想定していた通り、多数の企業がまちづくりに参画したことでリノベーションスクールの取り組みが加速しました。企業同士で連合して新しい会社を起こしたり、参加企業同士のネットワークが生まれたり、浜松の発展に貢献しています。

 今後は個人版と企業版がうまく融合して、さらに面白いものが生まれていく展開も描いているようです。

「感染症の蔓延や街中の衰退など、抱える社会課題は多数ありますが、そんな中でもピンチをチャンスとして捉えて行動できる前向きな人や自分の欲しい暮らしを描いて進んで行ける人。そんな人や企業が仲間になったら嬉しいです。私はそんな人たちをサポートして、みんなが欲しい暮らしを手に入れるお手伝いをしていきたいんです。」

リノベーションスクールという機会があることで新たな出会いが生まれ、新しいコトが起きています。そして、そこには必ず佐々木さんをはじめ市役所の方々のサポートがあります。

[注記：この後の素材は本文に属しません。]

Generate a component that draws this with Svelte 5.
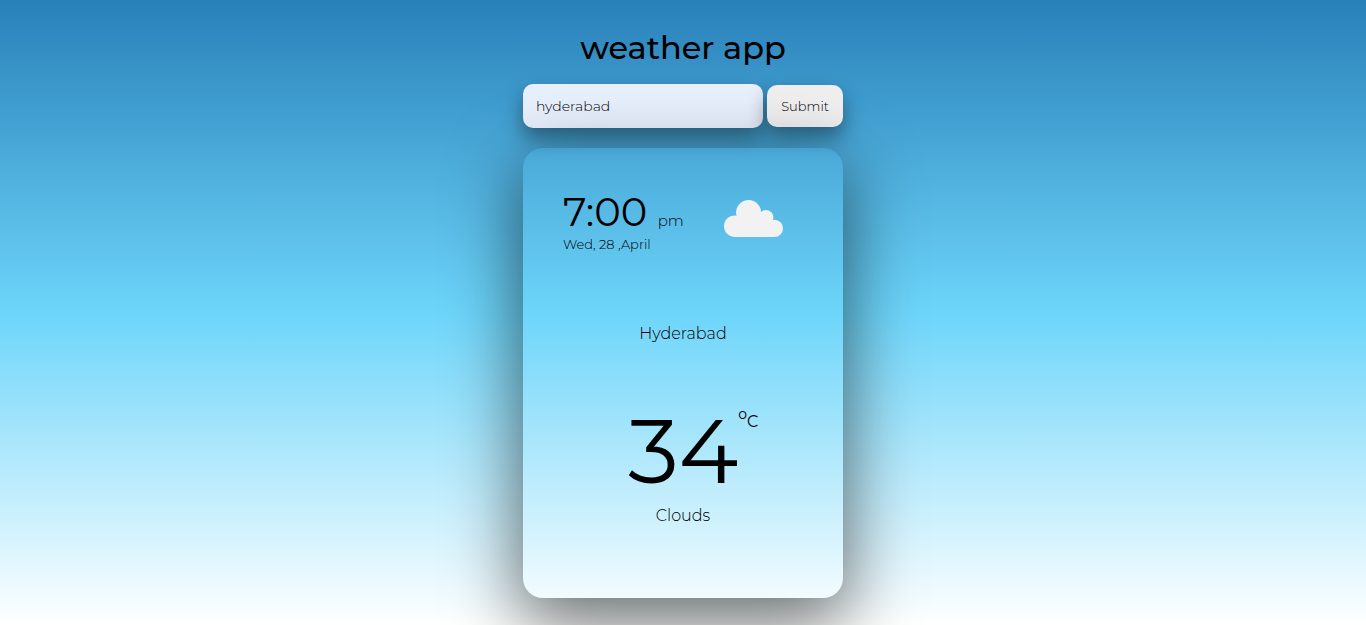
<script>
  let city = $state('hyderabad');
  const report = {
    time: '7:00',
    half: 'pm',
    date: 'Wed, 28 ,April',
    city: 'Hyderabad',
    temp: 34,
    sky: 'Clouds'
  };
</script>

<main>
  <h1>weather app</h1>
  <form onsubmit={(e) => e.preventDefault()}>
    <input type="text" aria-label="City" bind:value={city} />
    <button type="submit">Submit</button>
  </form>
  <section class="card">
    <header>
      <div>
        <p class="time">{report.time} <span>{report.half}</span></p>
        <p class="date">{report.date}</p>
      </div>
      <svg viewBox="0 0 59 38" width="59" height="38" role="img" aria-label="Cloudy">
        <g fill="#f1f2f1">
          <circle cx="10.8" cy="26.2" r="10.8" />
          <circle cx="24.6" cy="12.5" r="12.5" />
          <circle cx="42" cy="17.4" r="7.4" />
          <circle cx="50.4" cy="28.4" r="8.6" />
          <path d="M10.8 18L20 12L42 14L50.4 24V37H10.8Z" />
        </g>
      </svg>
    </header>
    <p class="city">{report.city}</p>
    <p class="temp">{report.temp}<sup><i>o</i>C</sup></p>
    <p class="sky">{report.sky}</p>
  </section>
</main>

<style>
  :global(body) {
    min-height: 100vh;
    background: linear-gradient(#2980b9, #6dd5fa, #ffffff) no-repeat;
    overflow: hidden;
  }
  main {
    display: flex;
    flex-direction: column;
    align-items: center;
    padding-top: 28px;
    color: #000;
    font-family: Montserrat, Inter, sans-serif;
    font-size: 16px;
    font-weight: 300;
  }
  h1,
  p {
    margin: 0;
  }
  h1 {
    font-size: 32px;
    line-height: 40px;
    font-weight: 500;
  }
  form {
    display: flex;
    align-items: center;
    gap: 4px;
    margin-top: 16px;
  }
  input,
  button {
    box-sizing: border-box;
    border: 0;
    border-radius: 10px;
    font-family: inherit;
    font-weight: 300;
    color: #000;
    box-shadow: rgba(0, 0, 0, 0.4) 0 10px 20px;
  }
  input {
    width: 240px;
    height: 44px;
    padding: 0 13px;
    background: #e8f0fe;
    font-size: 14px;
  }
  button {
    width: 76px;
    height: 42px;
    padding: 0;
    background: #efefef;
    font-size: 13px;
  }
  .card {
    position: relative;
    box-sizing: border-box;
    width: 320px;
    min-height: 450px;
    margin-top: 20px;
    padding: 40px;
    border-radius: 20px;
    text-align: center;
    box-shadow: rgba(0, 0, 0, 0.56) 0 22px 70px 4px;
  }
  header {
    display: flex;
    justify-content: space-between;
    padding-right: 20px;
    text-align: left;
  }
  header svg {
    margin-top: 12px;
  }
  .time {
    height: 48px;
    font-size: 40px;
    line-height: 48px;
    font-weight: 400;
  }
  .time span {
    font-size: 15px;
    font-weight: 300;
  }
  .date {
    font-size: 13px;
    line-height: 16px;
  }
  .city {
    margin-top: 72px;
    line-height: 20px;
  }
  .temp {
    height: 108px;
    margin-top: 53px;
    font-size: 90px;
    line-height: 108px;
    font-weight: 400;
  }
  .temp sup {
    display: inline-block;
    width: 0;
    font-size: 16px;
    line-height: 20px;
    vertical-align: 56px;
    white-space: nowrap;
  }
  .temp i {
    font-size: 14px;
    font-style: normal;
    vertical-align: 8px;
  }
  .sky {
    margin-top: 1px;
    line-height: 20px;
  }
</style>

今回は、佐々木さんのお話を聞くことで、私の今ままで知らなかった歴史を垣間見ることができました。

どんな〝ヒト〟がどんな想いで〝コト〟を動かしているのか。私はそれを感じたことで、ますます浜松というまちが好きになりました。そんな人がもっと増え、一人一人が自分の望む暮らしを手に入れることで、浜松がより豊かに発展してほしいです。